Short exercise: Take every line where the string "components" appears and copy it.

■ ■ ■ ■ ■ ■ ■

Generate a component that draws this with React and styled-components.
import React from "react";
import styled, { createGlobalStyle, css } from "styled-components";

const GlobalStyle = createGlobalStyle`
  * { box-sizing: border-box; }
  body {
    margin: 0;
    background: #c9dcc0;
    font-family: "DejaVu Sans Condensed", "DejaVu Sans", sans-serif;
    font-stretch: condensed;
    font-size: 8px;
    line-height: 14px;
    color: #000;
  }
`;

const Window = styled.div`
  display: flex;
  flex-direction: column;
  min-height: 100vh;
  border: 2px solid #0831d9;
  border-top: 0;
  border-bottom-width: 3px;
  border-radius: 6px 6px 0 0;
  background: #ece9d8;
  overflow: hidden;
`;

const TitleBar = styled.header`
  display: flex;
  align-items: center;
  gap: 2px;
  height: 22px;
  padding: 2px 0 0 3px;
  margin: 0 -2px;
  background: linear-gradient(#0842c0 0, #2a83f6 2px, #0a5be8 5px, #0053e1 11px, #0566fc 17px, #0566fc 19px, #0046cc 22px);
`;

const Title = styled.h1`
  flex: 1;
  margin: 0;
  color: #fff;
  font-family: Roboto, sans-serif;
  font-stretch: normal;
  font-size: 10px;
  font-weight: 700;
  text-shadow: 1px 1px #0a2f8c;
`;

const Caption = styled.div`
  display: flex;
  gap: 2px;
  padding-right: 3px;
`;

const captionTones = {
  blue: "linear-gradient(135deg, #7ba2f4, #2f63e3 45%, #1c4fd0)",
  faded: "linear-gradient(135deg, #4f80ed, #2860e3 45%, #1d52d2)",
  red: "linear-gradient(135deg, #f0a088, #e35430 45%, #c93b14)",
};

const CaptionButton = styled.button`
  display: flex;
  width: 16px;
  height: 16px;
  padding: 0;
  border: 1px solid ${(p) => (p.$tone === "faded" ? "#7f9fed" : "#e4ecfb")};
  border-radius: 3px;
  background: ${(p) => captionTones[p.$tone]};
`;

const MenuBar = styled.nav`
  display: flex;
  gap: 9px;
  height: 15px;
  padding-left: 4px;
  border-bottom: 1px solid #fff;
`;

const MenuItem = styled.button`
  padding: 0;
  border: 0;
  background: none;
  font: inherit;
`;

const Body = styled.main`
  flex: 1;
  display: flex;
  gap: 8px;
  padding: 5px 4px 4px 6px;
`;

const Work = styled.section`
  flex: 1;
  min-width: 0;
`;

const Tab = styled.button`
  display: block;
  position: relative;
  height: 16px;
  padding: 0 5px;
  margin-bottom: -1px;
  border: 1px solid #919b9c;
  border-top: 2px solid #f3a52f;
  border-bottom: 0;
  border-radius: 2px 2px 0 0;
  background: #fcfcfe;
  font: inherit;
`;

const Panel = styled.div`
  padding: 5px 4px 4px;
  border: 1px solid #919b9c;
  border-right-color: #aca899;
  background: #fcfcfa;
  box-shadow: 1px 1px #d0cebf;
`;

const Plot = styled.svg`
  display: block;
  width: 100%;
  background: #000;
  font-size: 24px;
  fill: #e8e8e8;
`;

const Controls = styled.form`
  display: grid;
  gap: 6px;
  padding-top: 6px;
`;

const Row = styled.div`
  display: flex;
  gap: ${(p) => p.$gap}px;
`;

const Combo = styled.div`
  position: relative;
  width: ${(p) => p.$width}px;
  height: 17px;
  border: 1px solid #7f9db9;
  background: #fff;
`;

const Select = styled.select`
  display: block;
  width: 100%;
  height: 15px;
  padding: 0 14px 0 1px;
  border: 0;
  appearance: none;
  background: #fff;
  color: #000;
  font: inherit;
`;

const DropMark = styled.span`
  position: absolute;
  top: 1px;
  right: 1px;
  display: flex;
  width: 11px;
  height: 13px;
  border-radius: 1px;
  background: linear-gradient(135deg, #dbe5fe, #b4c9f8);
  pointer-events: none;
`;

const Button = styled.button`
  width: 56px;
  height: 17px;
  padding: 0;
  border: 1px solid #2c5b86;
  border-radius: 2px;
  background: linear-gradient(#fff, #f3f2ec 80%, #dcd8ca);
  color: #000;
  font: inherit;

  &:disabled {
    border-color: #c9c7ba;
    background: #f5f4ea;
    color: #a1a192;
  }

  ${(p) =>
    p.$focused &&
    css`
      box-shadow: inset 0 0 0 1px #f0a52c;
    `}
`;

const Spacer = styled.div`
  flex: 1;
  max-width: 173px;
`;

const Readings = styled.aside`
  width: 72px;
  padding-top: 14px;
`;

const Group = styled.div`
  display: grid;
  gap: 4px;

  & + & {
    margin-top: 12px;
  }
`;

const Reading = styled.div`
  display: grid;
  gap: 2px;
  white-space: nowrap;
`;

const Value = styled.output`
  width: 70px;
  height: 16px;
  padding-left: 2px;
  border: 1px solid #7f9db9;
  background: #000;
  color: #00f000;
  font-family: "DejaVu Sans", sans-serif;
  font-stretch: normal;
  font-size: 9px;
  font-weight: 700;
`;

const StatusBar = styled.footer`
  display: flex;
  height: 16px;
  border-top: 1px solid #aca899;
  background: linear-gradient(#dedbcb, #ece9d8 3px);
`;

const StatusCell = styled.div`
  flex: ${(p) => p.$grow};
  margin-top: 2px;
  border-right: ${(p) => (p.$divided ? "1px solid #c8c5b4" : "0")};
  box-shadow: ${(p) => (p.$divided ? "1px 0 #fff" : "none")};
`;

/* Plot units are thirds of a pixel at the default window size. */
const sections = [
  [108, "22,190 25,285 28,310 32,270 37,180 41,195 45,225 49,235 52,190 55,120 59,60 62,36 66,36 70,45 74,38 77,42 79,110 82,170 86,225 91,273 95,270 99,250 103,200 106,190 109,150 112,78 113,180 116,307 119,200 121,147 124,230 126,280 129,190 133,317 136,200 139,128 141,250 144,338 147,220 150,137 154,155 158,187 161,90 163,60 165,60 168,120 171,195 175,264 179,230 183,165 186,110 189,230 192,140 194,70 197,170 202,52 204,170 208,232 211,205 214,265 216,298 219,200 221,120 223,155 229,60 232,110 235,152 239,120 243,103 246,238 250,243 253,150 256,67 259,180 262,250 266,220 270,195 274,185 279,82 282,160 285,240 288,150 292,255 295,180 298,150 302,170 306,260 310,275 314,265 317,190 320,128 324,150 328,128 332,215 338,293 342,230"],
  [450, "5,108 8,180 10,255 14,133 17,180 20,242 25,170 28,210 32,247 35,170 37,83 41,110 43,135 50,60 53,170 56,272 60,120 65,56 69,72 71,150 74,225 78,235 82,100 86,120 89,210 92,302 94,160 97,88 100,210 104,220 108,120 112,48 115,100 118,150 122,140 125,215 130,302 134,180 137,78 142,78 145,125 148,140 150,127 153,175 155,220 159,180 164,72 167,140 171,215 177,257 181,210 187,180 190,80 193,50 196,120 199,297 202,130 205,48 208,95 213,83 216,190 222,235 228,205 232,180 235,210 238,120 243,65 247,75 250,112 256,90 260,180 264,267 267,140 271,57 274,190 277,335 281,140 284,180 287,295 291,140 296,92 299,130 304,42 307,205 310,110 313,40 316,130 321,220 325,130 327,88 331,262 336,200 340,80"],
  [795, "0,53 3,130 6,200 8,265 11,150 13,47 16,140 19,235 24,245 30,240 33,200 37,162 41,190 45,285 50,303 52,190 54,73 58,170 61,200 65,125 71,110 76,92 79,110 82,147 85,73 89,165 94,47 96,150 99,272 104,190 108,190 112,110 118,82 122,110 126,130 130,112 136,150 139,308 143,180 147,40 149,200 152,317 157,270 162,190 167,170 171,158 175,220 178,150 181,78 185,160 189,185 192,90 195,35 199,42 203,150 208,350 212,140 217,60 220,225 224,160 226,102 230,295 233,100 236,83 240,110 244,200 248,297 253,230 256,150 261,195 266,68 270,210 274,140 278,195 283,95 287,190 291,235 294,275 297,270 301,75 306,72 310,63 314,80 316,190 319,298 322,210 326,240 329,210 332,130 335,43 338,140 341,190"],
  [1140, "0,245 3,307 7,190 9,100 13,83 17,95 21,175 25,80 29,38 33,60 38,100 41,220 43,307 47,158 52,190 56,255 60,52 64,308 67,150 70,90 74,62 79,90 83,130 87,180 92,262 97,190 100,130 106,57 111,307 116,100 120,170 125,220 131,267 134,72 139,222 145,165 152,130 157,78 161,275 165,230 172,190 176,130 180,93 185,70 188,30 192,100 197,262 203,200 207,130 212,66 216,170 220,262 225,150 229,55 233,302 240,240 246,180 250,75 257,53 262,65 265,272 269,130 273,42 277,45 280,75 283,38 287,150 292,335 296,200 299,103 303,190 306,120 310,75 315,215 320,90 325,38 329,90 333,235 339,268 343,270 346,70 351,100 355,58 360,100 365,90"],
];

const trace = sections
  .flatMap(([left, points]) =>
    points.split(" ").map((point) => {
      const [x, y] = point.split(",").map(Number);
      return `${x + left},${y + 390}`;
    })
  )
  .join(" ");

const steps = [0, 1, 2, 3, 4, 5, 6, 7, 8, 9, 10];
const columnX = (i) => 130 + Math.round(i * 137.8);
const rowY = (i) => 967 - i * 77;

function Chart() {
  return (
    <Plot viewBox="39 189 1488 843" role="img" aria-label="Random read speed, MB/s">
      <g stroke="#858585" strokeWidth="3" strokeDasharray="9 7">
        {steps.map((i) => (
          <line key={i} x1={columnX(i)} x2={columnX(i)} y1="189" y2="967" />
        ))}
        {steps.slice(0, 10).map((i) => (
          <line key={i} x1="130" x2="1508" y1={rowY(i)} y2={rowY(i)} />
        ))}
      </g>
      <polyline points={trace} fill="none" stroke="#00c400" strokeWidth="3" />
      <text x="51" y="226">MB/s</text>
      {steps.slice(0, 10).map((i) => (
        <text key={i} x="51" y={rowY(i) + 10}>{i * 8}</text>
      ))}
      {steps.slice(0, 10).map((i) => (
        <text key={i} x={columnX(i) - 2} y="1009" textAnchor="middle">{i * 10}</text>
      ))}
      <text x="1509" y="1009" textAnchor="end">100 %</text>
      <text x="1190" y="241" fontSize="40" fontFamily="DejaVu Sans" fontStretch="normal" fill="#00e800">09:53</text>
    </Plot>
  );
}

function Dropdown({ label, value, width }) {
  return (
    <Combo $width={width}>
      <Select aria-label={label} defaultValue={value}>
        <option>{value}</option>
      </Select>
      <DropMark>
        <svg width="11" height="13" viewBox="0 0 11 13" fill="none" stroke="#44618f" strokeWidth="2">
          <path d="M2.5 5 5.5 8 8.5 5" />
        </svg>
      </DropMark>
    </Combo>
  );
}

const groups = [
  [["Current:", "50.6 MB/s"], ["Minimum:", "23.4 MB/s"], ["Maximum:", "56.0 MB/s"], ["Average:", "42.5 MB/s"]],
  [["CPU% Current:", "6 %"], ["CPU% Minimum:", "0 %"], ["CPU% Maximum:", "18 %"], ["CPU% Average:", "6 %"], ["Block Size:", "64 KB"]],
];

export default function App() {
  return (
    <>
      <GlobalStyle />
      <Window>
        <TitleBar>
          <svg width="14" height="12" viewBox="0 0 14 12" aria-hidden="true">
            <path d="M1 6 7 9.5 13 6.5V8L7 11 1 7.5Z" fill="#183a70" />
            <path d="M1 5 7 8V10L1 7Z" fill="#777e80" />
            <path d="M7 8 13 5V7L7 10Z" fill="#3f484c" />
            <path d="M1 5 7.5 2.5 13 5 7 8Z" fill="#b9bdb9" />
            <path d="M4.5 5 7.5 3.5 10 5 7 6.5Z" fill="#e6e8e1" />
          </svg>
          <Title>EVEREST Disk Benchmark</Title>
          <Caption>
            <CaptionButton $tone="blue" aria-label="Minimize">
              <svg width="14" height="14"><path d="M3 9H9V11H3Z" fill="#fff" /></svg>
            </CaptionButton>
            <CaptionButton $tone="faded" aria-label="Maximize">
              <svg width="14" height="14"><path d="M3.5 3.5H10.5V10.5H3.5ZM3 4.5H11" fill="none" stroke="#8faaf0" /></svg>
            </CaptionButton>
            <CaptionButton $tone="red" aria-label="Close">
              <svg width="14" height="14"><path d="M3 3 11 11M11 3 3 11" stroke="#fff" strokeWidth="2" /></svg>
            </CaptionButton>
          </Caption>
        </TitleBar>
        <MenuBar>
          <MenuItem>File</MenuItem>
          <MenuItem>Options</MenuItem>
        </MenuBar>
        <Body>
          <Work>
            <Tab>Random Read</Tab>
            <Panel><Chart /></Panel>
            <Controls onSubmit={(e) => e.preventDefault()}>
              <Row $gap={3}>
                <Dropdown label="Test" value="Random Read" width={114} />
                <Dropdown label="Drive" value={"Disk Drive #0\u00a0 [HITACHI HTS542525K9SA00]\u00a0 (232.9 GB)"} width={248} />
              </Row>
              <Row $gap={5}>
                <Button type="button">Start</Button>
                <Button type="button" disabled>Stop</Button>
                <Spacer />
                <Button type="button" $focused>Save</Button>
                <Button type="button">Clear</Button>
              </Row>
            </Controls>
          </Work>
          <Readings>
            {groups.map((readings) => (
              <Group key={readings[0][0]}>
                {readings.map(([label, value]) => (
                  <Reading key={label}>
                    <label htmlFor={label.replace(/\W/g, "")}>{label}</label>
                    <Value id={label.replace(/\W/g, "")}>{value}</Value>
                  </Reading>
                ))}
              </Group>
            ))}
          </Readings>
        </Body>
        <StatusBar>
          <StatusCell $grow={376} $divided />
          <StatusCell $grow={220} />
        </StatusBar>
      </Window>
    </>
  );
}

■ ■ ■ ■ ■ ■ ■

Response:
Generate a component that draws this with React and styled-components.
import styled, { createGlobalStyle, css } from "styled-components";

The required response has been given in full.